Was folgt nach dem Realschulabschluss?
Der bestandene Realschulabschluss eröffnet die Möglichkeit der höheren schulischen Bildung oder verschiedener Ausbildungen:
Duale Ausbildung
Beginne eine duale Ausbildung an einer Berufsschule in Bereichen wie Industrie, Handwerk oder Verwaltung.
Berufsausbildung
Starte in eine Berufsausbildung, z.B. mit dem Schwerpunkt Erziehung, Gesundheit oder als technischer Assistent im Design.
Gymnasiale Oberstufe
Besuche die gymnasiale Oberstufe an einem beruflichen Gymnasium, allgemeinbildenden Gymnasium oder einer Gesamtschule, um weitere Abschlüsse wie das Abitur oder die fachgebundene bzw. Fachhochschulreife zu erhalten. Diese qualifizieren wiederum für ein Studium.
Sonstige
Erwirb berufliche und schulische Qualifikationen an einer Fach-, Berufsfach- oder Berufsoberschule.
Nachholen des Realschulabschlusses in Baden-Württemberg
Der Realschulabschluss kann auf dem zweiten Bildungsweg nachgeholt werden. Hierfür ist der Besuch oder die Teilnahme an den Angeboten einer der folgenden Institutionen nötig:
- Abendrealschule (2-jährige Abendkurse vor Ort mit anschließenden Prüfungen)
- Fern- oder Selbststudium (von Zuhause aus mit anschließender (Schulfremden-)Prüfung)
- Private Kurse (vor Ort oder Online mit anschließender (Schulfremden-)Prüfung)
Ganz gleich, für welchen Weg du dich entscheidest, der Hauptschulabschluss ist in jedem Fall voraussetzend, um den Realschulabschluss nachzuholen.
An Gymnasien müssen in Baden-Württemberg keine gesonderten Prüfungen für den Realschulabschluss geschrieben werden. Dort erhältst du den Realschulabschluss mit der Versetzung von der 10. in die 11. Klasse. Bei allen anderen Schulformen sind Abschlussprüfungen zu absolvieren.
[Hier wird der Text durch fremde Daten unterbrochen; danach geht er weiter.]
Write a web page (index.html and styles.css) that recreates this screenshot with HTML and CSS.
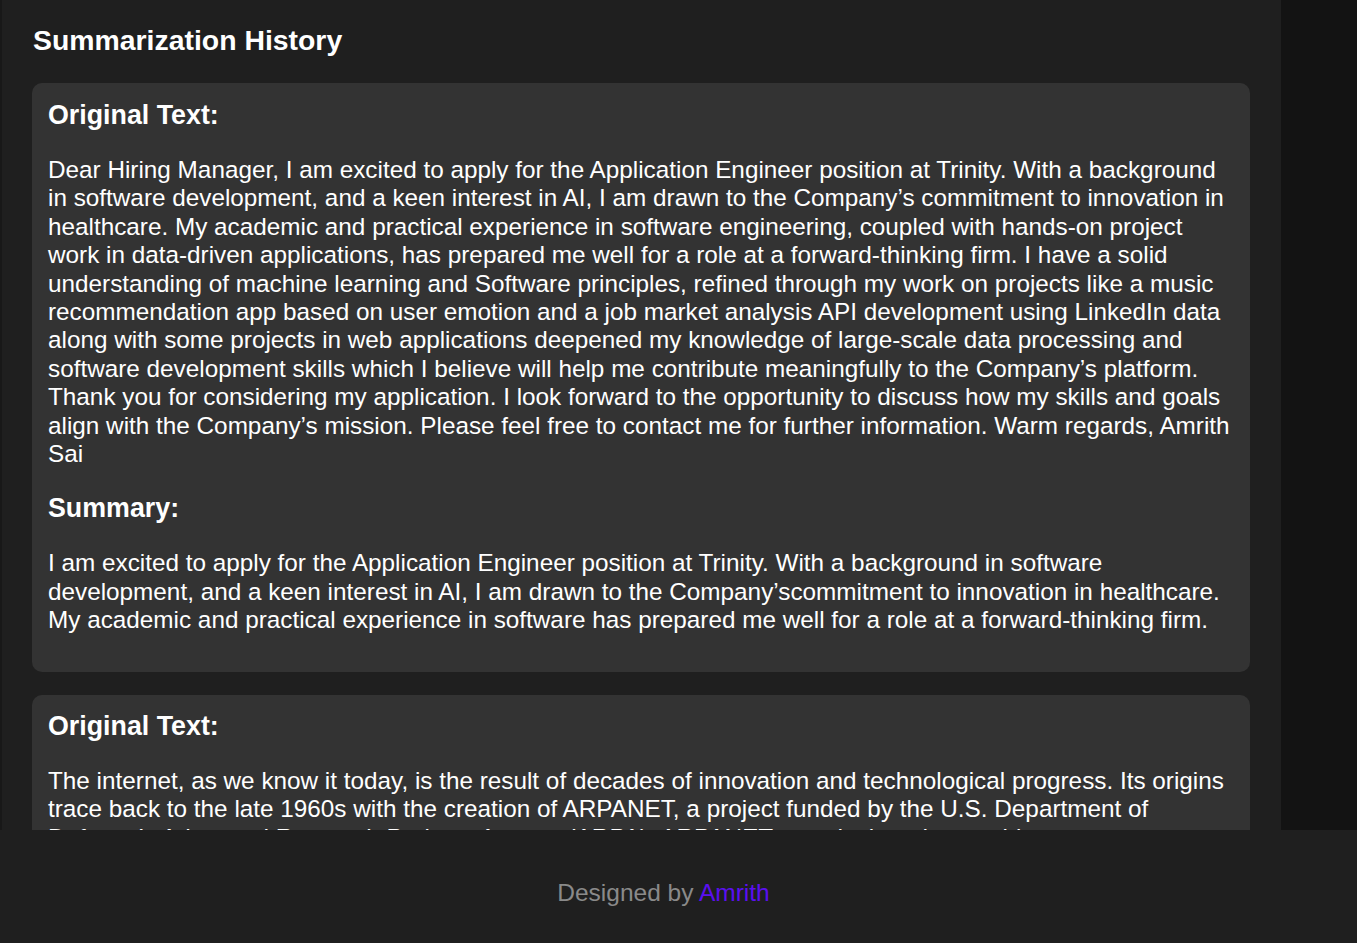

Mit einem Realschulabschluss erhöhst du die Chancen auf einen Platz in einem anerkannten Ausbildungsberuf und hast neben der Möglichkeit zum Beginn einer Berufsausbildung die Berechtigung zum Besuch von Fachschule, Berufsoberschule und beruflichen oder allgemein bildenden Gymnasium, um einen höheren Schulabschluss und damit ggf. auch die Voraussetzung für ein Studium zu erwerben.
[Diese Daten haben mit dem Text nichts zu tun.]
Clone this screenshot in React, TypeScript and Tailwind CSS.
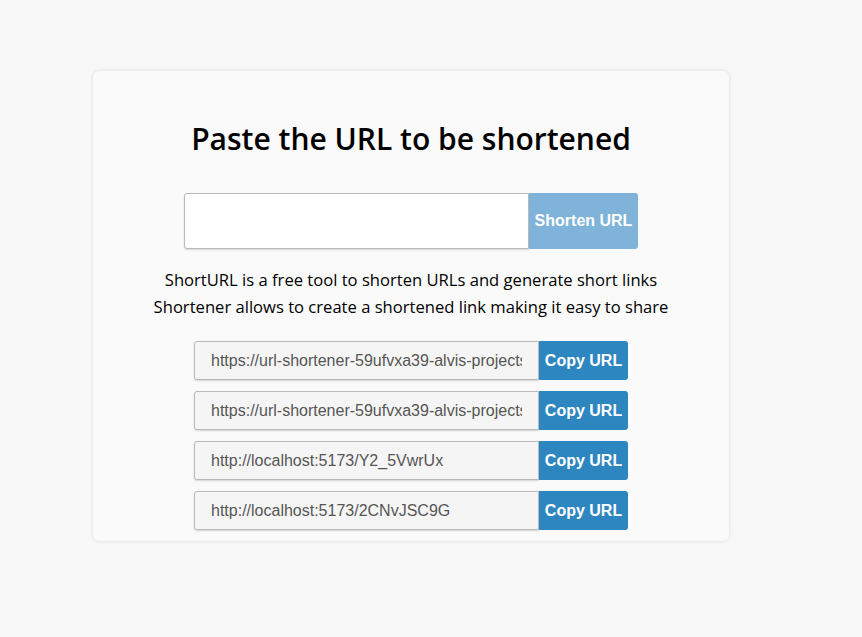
import React, { useState } from "react";

const links = [
  "https://url-shortener-59ufvxa39-alvis-projects.vercel.app/abc123",
  "https://url-shortener-59ufvxa39-alvis-projects.vercel.app/xyz789",
  "http://localhost:5173/Y2_5VwrUx",
  "http://localhost:5173/2CNvJSC9G",
];

const App = () => {
  const [url, setUrl] = useState("");

  return (
    <div className="min-h-[637px] bg-[#f8f8f8] pt-[71px] pl-[93px]">
      <div className="w-[636px] h-[470px] bg-[#fafafa] rounded-md shadow-[0_0_4px_rgba(0,0,0,0.12)] flex flex-col items-center pt-[48px]">
        <h1
          className="text-[30px] leading-[40px] font-semibold text-black"
          style={{ fontFamily: '"Open Sans", "Noto Sans", sans-serif' }}
        >
          Paste the URL to be shortened
        </h1>

        {/* input + shorten button */}
        <div className="flex mt-[34px]">
          <input
            value={url}
            onChange={(e) => setUrl(e.target.value)}
            className="w-[345px] h-[56px] bg-white border border-[#b9b9b9] rounded-l-[3px] shadow-[0_1px_2px_rgba(0,0,0,0.15)] outline-none px-3"
          />
          <button
            className="w-[109px] h-[56px] bg-[#7fb3d9] text-white font-bold text-[16px] rounded-r-[3px]"
            style={{ fontFamily: '"Liberation Sans", Arial, sans-serif' }}
          >
            Shorten URL
          </button>
        </div>

        <div
          className="mt-[17px] text-center text-[16.6px] leading-[27px] text-black"
          style={{ fontFamily: '"Open Sans", "Noto Sans", sans-serif' }}
        >
          <p>ShortURL is a free tool to shorten URLs and generate short links</p>
          <p>Shortener allows to create a shortened link making it easy to share</p>
        </div>

        <div className="flex flex-col gap-[11px] mt-[21px]">
          {links.map((l) => (
            <div key={l} className="flex">
              <input
                readOnly
                value={l}
                className="w-[345px] h-[39px] bg-[#f5f5f5] border border-[#b9b9b9] rounded-l-[3px] shadow-[0_1px_2px_rgba(0,0,0,0.15)] outline-none pl-[16px] pr-[16px] text-[16px] text-[#555]"
                style={{ fontFamily: '"Liberation Sans", Arial, sans-serif' }}
              />
              <button
                className="w-[89px] h-[39px] bg-[#2e86c1] text-white font-bold text-[16px] rounded-r-[3px]"
                style={{ fontFamily: '"Liberation Sans", Arial, sans-serif' }}
              >
                Copy URL
              </button>
            </div>
          ))}
        </div>
      </div>
    </div>
  );
};

export default App;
Die Bezeichnungen Realschulabschluss, Mittlere Reife oder auch Mittlerer Schulabschluss (MSA) stehen für einen mittleren Bildungsabschluss, der je nach Region unterschiedlich benannt wird. Je nach Bundesland und Schulform können auch unterschiedliche Voraussetzungen gelten, um diesen Abschluss zu erlangen. Inhaltlich sind die Abschlüsse jedoch gleichwertig und werden von allen Bundesländern anerkannt.